非常に多くのインシデントの裏には人の悪意の存在があり、システムの不備や管理の不備を突く。そんなことしないだろうという善意の盲点を内部から外部からと堂々と犯していく。犯罪者に対しては、性善説では対応できないのが情報セキュリティのシーンだ。できることからやっていくしかない。

セキュリティベンダーのカスペルスキーは公式ブログで、ひとつの事例を紹介し、注意を促している。出張や長期休暇を取るとき、多くの人が自動応答メッセージ"Out of office"メールを設定するが、自動応答メッセージは通常、あなたが不在の期間、コンタクト先などの情報が入っている。場合によっては、現在進行中のプロジェクト名に言及していることもある。このような自動応答メッセージは一見、無害に見えるがビジネス上のリスクをもたらしかねないという。

誰がこのメッセージを受け取るのかを管理できない場合、自動応答メッセージはあなたにメールをした人全てに送られてしまう。たしかに、そのようなメールを受信することは、たまにある。普通の人であれば、全く気にも留めないはずだが、"何かに利用してやろう""お金に変えられる方法は?"と考えるのが犯罪者たちだ。スパム業者は通常、膨大なデータベースを使って次々とメールを送るが、自動応答メッセージがフィッシングメールに対して応答した場合、メールが提供する情報には名前、所属部署、仕事のスケジュール、電話番号などがわかり、これを使ってスピアフィッシング(spearfishing)攻撃を仕掛けることができるとその手口を紹介している。

手口

例えばAさんが休暇を取るとする。Aさんは休暇前に、"3月27日まで休みを取ります。その間、Camomileプロジェクトに関することはB(メール、電話番号)に、Medusa(デザイン会社)の再デザインについては、C(メール、電話番号)にお願いします"という自動応答メッセージを作成したとする。業務の割り振りを指示する内容だ。

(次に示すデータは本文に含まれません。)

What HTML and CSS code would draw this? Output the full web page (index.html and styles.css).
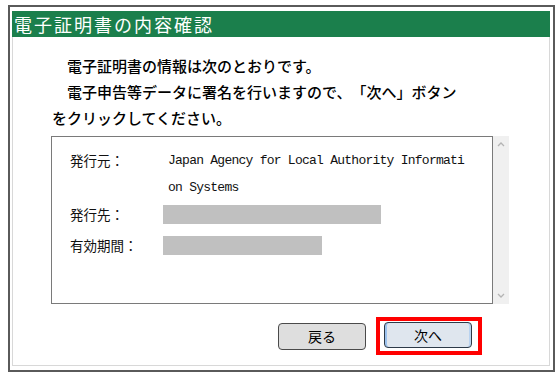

Aさんが休暇に入った後、この自動応答メッセージが返ってきた悪意ある人物は、Medusaのディレクターと見せかけ、Cさんにメールを送る。Aさんとの話し合いに言及し、UIデザインについてのチェックをCにお願いするという内容だ。こうなると、Cさんがそのメールに添付されている"UIデザイン"のファイルへのリンクをクリックする可能性は極めて高くなる。そして感染してしまう。


ほかにもサイバー犯罪者は従業員の不在に言及して電子メールをやりとりしながら機密情報を聞き出すことも考えられる。企業についての情報が増えるほど、代理の従業員が内部のドキュメントを転送したり、機密情報を明かす可能性は増えるだろうと指摘している。送信元メールアドレスの偽装やそれらしいフリーメールを使うなど、一見本人と思う体裁を整えれば誰にでも可能な方法だ。実際にマルウェアのツールセットさえ持っていれば、組織内部に巣をはることも可能になってしまう。

対策

・自動応答メッセージを使う必要があるかどうかの判断基準を設ける。その人が抱える顧客数が少ない場合は、自動応答ではなく、事前にこちらから不在を知らせるメールを送ったり、電話をかけるなどして知らせれば良い。

・自分以外に担当者がいないと言う従業員が休む場合は、リダイレクトをするのも手だ。必ずしも便利ではないかもしれないが、重要なメッセージを確実に受け取ることができる。

・2種類の自動応答メッセージを作成する。1つは内部用、もう1つは外部用。詳細な情報や指示は同僚のみにして、外部の人には最低限の情報のみを伝える。

・業務で同僚としかやりとりしない場合、社外向けのメールで自動応答は使わない。

・従業員に自動応答メッセージのリスクを伝え、余計な情報を含まないメッセージにしてもらう。製品や顧客などの名前、同僚の電話番号やメールアドレス、いつ休暇から戻るのかなどの情報については、本当に必要かどうかを考える。

・メールサーバー側では、スパムやフィッシング攻撃を自動検知できるセキュリティソリューションを導入し、添付ファイルのスキャンも徹底する。

Gmailの場合、[設定]の[全般]の不在通知の欄。ON/OFF、連絡先に登録されているユーザーにのみ返信、組織内ユーザーのみへの返信とシンプルなボタンが並んでいるが、シンプルに見えるこの不在通知のチェックがとても重要であることを教えてくれている。